The turbo years

The turbo years

f1 turbo

Elf begins work on a new engine

Turbo is short for Turbocharger: an inaccurate term to describe a device made up of a turbine with two wheels. Escaping exhaust gases spin one of these wheels up to high speed, which in turn spins the other that "forces" air into the intake, thus increasing engine power. In theory, it's a simple technique. In practice, it's extremely complicated especially in Formula 1, where the regulations at the time allowed forced induction engines, but only up to 1500 cc compared with 3 litres for normally aspirated motors. Renault and Elf honed the principle in rallying, initially with the 1600 cc Berlinette Alpine entrusted to Jean-Luc Thérier, just long enough for him to win the Critérium des Cévennes in 1972. The tests led to the circuits, with a 2-litre V6 installed in prototypes enjoying the heyday of endurance racing. All this came with a price; Elf paid 75 000 € for research into a new engine - the price of success and of perseverance..

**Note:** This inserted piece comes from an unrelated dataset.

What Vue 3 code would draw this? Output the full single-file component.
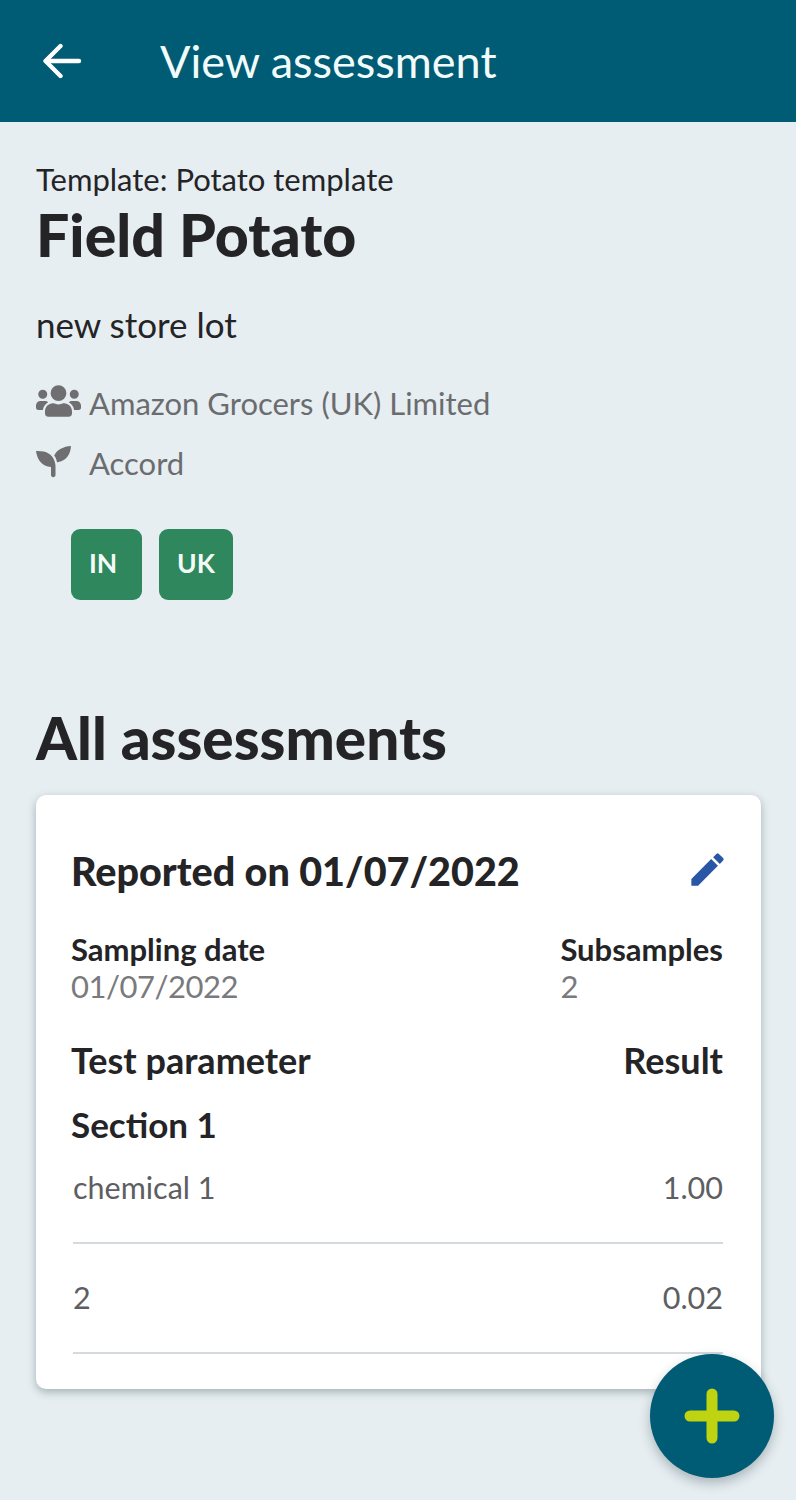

1977: first year in F1 for the "yellow teapot"

Bernard Dudot, Renault's turbo man, went on a study trip to California, where the technology was blossoming. In the summer of 1975, the first 1.5-litre Renault turbo developed 500 horsepower on the test-bed! The spring of 1976 saw a black single-seater christened the A 500 - a real laboratory on wheels - carry out its first on-track testing! At the wheel was Jean-Pierre Jabouille who was continually asked the same question: "How are the response times?" A funny question when trying to control those fractions of a second between when the driver put his foot down, and when - with the turbo up to speed - the engine unleashed all its horsepower. "In those days there was no telemetry equipment. So the role of the test-driver was essential", notes Bernard Dudot. All around Gérard Larrousse, Renault Sport's director, and François Castaing, his technical director, everything at the Viry-Châtillon technical centre was moving at turbo-speed. Then, on 10th May 1977, it all went faster still. A stunned press had found out - via "Pub" Renault's Champs-Elysées - about the RS 01. On 16th July 1977, car number 15, after qualifying in 21st position on the grid for the British Grand Prix at Silverstone, completed sixteen laps of the race before retiring. No matter that the "yellow teapot" raised a smile with everyone in the paddock; he who laughs last... On 7th May 1978, Jabouille finished his first Grand Prix, in Monaco, in 10th place. On 1st October, at the US Grand Prix, the first points were scored, those for 4th place.

First victory with Jean-Pierre Jabouille

1979 was to be Renault-Elf's year. At the French Grand Prix, at the Dijon- Prenois circuit on July 1, Jean-Pierre Jabouille took turbo-technology's first win. The French Revolution had begun! Renault and Elf would have to wait many more years before becoming World Champions, but they would go on to win no fewer than 15 races between 1979 and 1985, with Alain Prost and René Arnoux in particular. The risk had finally paid off. Other teams followed the French constructor and oil company's lead in adopting turbocharging for themselves. But Renault and Elf blazed the trail.